The UK economy is driven primarily by consumer spending, accounting for close to two thirds of GDP. Rising levels of saving suggest that consumers are becoming more cautious, a sentiment often linked to uncertainty about personal finances and the broader economic environment. Analysts point to speculation about potential tax hikes in the upcoming budget as one factor dampening consumer confidence, which in turn has reduced spending in favour of increased saving.
British households have consistently put away more of their earnings than their American and European counterparts in recent years. While the eurozone’s average savings rate stands at 15 per cent and the US at 5 per cent, UK households continue to exceed their own norms. Notably, the proportion of household debt to income has fallen to 117 per cent, the lowest in more than two decades, strengthening balance sheets across the country.

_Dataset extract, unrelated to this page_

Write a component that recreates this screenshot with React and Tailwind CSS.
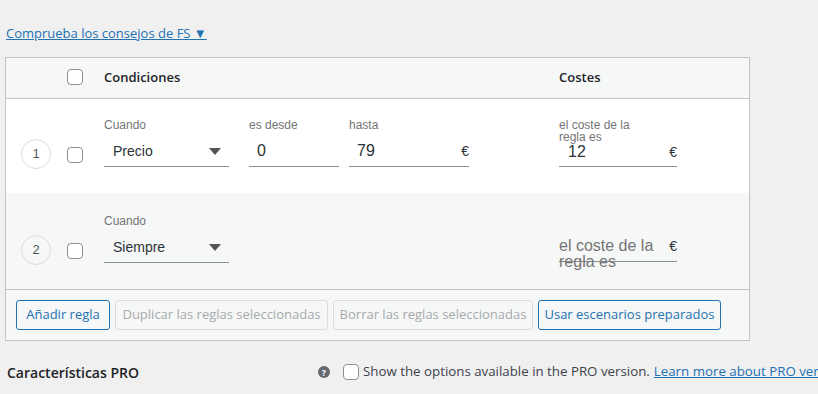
import React from 'react'

const ui = { fontFamily: '"Open Sans", "Noto Sans", sans-serif' }
const field = { fontFamily: '"Liberation Sans", Arial, sans-serif' }

function Checkbox({ className = '' }) {
  return <span className={`block w-4 h-4 shrink-0 rounded-[4px] border border-[#8c8f94] bg-white ${className}`} />
}

function Num({ n }) {
  return (
    <span
      className="mt-[21px] flex w-[30px] h-[30px] shrink-0 items-center justify-center rounded-full border border-[#dcdcde] text-[13px] text-[#50575e]"
      style={field}
    >
      {n}
    </span>
  )
}

function Caret() {
  return (
    <svg className="ml-auto mr-[8px] w-[12px] h-[7px]" viewBox="0 0 12 7">
      <path d="M0 0h12L6 7z" fill="#555" />
    </svg>
  )
}

function Label({ children, className = '' }) {
  return <div className={`h-[14px] text-[12px] leading-[14px] text-[#757575] ${className}`}>{children}</div>
}

function Select({ label, value }) {
  return (
    <div className="w-[125px] shrink-0">
      <Label>{label}</Label>
      <div className="flex h-[35px] items-center pt-[4px] pl-[9px] border-b border-[#8c8f94] text-[14px] text-[#2c3338]">
        <span>{value}</span>
        <Caret />
      </div>
    </div>
  )
}

function Input({ label, value, euro, className = '' }) {
  return (
    <div className={`shrink-0 ${className}`}>
      <Label>{label}</Label>
      <div className="flex h-[35px] items-center pt-[4px] pl-[8px] border-b border-[#8c8f94] text-[16px] text-[#2c3338]">
        <span>{value}</span>
        {euro && <span className="ml-auto text-[14px]">€</span>}
      </div>
    </div>
  )
}

function Btn({ children, disabled, w }) {
  return (
    <div
      className={`flex h-[30px] shrink-0 items-center justify-center rounded-[3px] border bg-[#f6f7f7] text-[13px] whitespace-nowrap ${w} ${
        disabled ? 'border-[#dcdcde] text-[#a7aaad]' : 'border-[#2271b1] text-[#2271b1]'
      }`}
    >
      {children}
    </div>
  )
}

export default function App() {
  return (
    <div className="w-[818px] h-[394px] overflow-hidden bg-[#f0f0f1] pt-[23px] text-[#1d2327]" style={ui}>
      <a className="block ml-[6px] text-[13px] leading-[20px] text-[#2271b1] underline">
        Comprueba los consejos de FS ▼
      </a>

      <div className="mt-[14px] ml-[5px] w-[745px] border border-[#c3c4c7]">
        {/* header */}
        <div className="flex h-[41px] items-center border-b border-[#c3c4c7] bg-[#f6f7f7] pl-[61px] text-[13px] font-semibold">
          <Checkbox className="-mt-[3px]" />
          <div className="ml-[21px] w-[455px] shrink-0">Condiciones</div>
          <div>Costes</div>
        </div>

        {/* rule 1 */}
        <div className="flex h-[94px] items-start bg-white pl-[15px] pt-[19px]" style={field}>
          <Num n="1" />
          <Checkbox className="ml-[16px] mt-[29px]" />
          <div className="ml-[21px] flex w-[455px] shrink-0">
            <Select label="Cuando" value="Precio" />
            <Input label="es desde" value="0" className="ml-[20px] w-[90px]" />
            <Input label="hasta" value="79" euro className="ml-[10px] w-[120px]" />
          </div>
          <div className="w-[118px] shrink-0">
            <div className="h-[14px] w-[80px] pt-[1px] text-[12px] leading-[12px] text-[#757575]">el coste de la regla es</div>
            <div className="flex h-[35px] items-center pt-[6px] pl-[9px] border-b border-[#8c8f94] text-[16px] text-[#2c3338]">
              <span>12</span>
              <span className="ml-auto text-[14px]">€</span>
            </div>
          </div>
        </div>

        {/* rule 2 */}
        <div className="flex h-[97px] items-start border-b border-[#c3c4c7] bg-[#f6f7f7] pl-[15px] pt-[21px]" style={field}>
          <Num n="2" />
          <Checkbox className="ml-[16px] mt-[29px]" />
          <div className="ml-[21px] w-[455px] shrink-0">
            <Select label="Cuando" value="Siempre" />
          </div>
          <div className="w-[118px] shrink-0">
            <div className="h-[14px]" />
            <div className="flex h-[34px] items-start pt-[10px] border-b border-[#8c8f94]">
              <div className="w-[100px] text-[16px] leading-[16px] text-[#757575]">el coste de la regla es</div>
              <span className="ml-auto text-[14px] leading-[16px] text-[#2c3338]">€</span>
            </div>
          </div>
        </div>

        {/* actions */}
        <div className="flex h-[50px] gap-[5px] bg-[#f6f7f7] pl-[10px] pt-[10px]">
          <Btn w="w-[94px]">Añadir regla</Btn>
          <Btn disabled w="w-[213px]">Duplicar las reglas seleccionadas</Btn>
          <Btn disabled w="w-[200px]">Borrar las reglas seleccionadas</Btn>
          <Btn w="w-[183px]">Usar escenarios preparados</Btn>
        </div>
      </div>

      <div className="mt-[21px] flex h-[20px] items-center whitespace-nowrap pl-[7px] text-[13.3px]">
        <div className="w-[311px] shrink-0 text-[14px] font-semibold">Características PRO</div>
        <span className="flex h-[12px] w-[12px] shrink-0 items-center justify-center rounded-full bg-[#646970] text-[9px] font-bold leading-none text-white">?</span>
        <Checkbox className="ml-[13px]" />
        <span className="ml-[4px] shrink-0 text-[#3c434a]">Show the options available in the PRO version.</span>
        <a className="ml-[4px] shrink-0 text-[#2271b1] underline">Learn more about PRO version</a>
      </div>
    </div>
  )
}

Hopes that falling interest rates would encourage consumers to draw on their savings and boost spending have not materialised. Despite the Bank of England making five reductions to the base interest rate in the past year—now down to 4 per cent—households seem determined to maintain higher cash reserves. Economists predict only one more cut in 2025, maintaining an environment where saving remains attractive relative to spending or borrowing.
Some experts, including those at Pantheon Macroeconomics and WPI Strategy, suggest that if consumer confidence improves, households could begin saving less and spending more, supporting future growth. On the other hand, robust levels of saving could eventually benefit the economy through increased investment as bank and household balance sheets strengthen. For the moment, however, the tilt towards saving over spending is proving a drag on sectors reliant on consumer demand.
The coming months will be crucial in determining whether rate cuts and fading economic shocks can revive consumer sentiment and nudge the UK back toward a more typical pattern of consumption driven growth. For now, the British preference for saving persists, presenting both challenges and long term opportunities for the economy.